Better SMT support in Univa Grid Engine 8.1.2 (2012-10-11)

The current release of Univa‘s Grid Engine 8.1.2 is not only further improving stability, it also has a small enhancement for a better support of heterogenous clusters having hyper-threaded and non hyper-threaded hosts (this enhacement is available since 8.1.1). This request originally came from a larger research institute, which is exploiting Univa Grid Engine‘s core binding feature.

The situation was following: The jobs should always be bound to cores depending on the amount of slots the job requests. This can easily be solved by adding -binding linear:<n> where <n> denotes the number of slots requested per host. But some of the hosts had hyper-threading enabled while others not and the jobs are allowed to run on both host-types. Their parallel jobs had 2 threads running on a hyper-threaded core while on non hyper-threaded machines only one thread per core was allowed.

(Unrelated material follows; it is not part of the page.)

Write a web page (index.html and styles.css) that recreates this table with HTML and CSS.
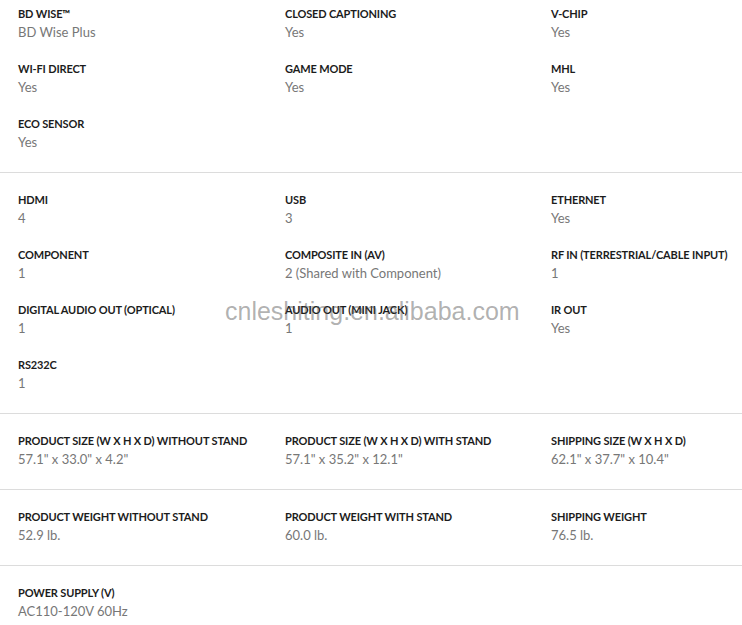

Hence a new scheduler parameter was introduced: COUNT_CORES_AS_THREADS
It can be set globally by opening the scheduler configuration with qconf -msconf, and append the parameter to the params field (like params COUNT_CORES_AS_THREADS=1).

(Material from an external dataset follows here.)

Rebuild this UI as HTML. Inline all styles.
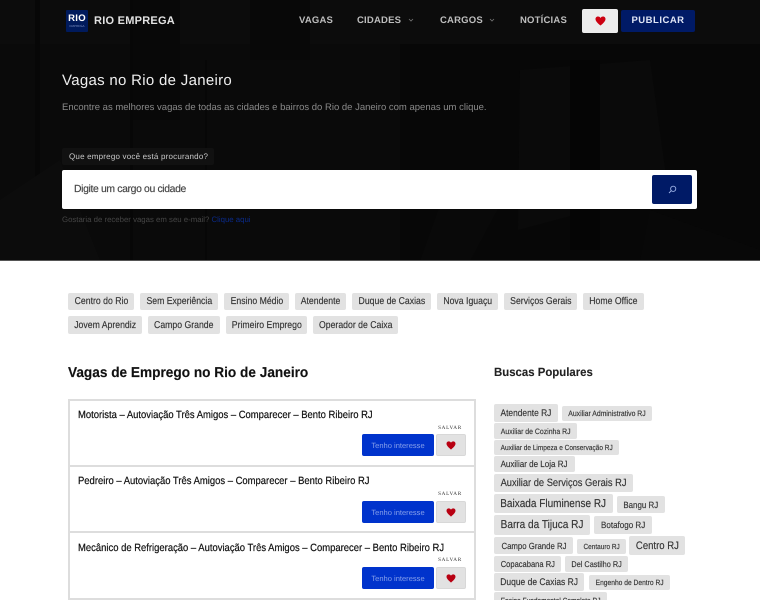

What the scheduler now does (when it is enabled) is following: On all hosts it requests just as many cores needed to have <n> processing units (or hardware threads) bound to the job. So the core count request is transformed on each host to a thread count request.

Following example demonstrates this:

qsub -b y -binding linear:4 sleep 123

The scheduler will allow this job to run on hyper-threaded host, when it has 2 cores (and 4 threads) unbound. On a non-hyperthreaded host, the job will need 4 cores and therefore is dispatched by the scheduler, when such a host offers 4 unbound cores.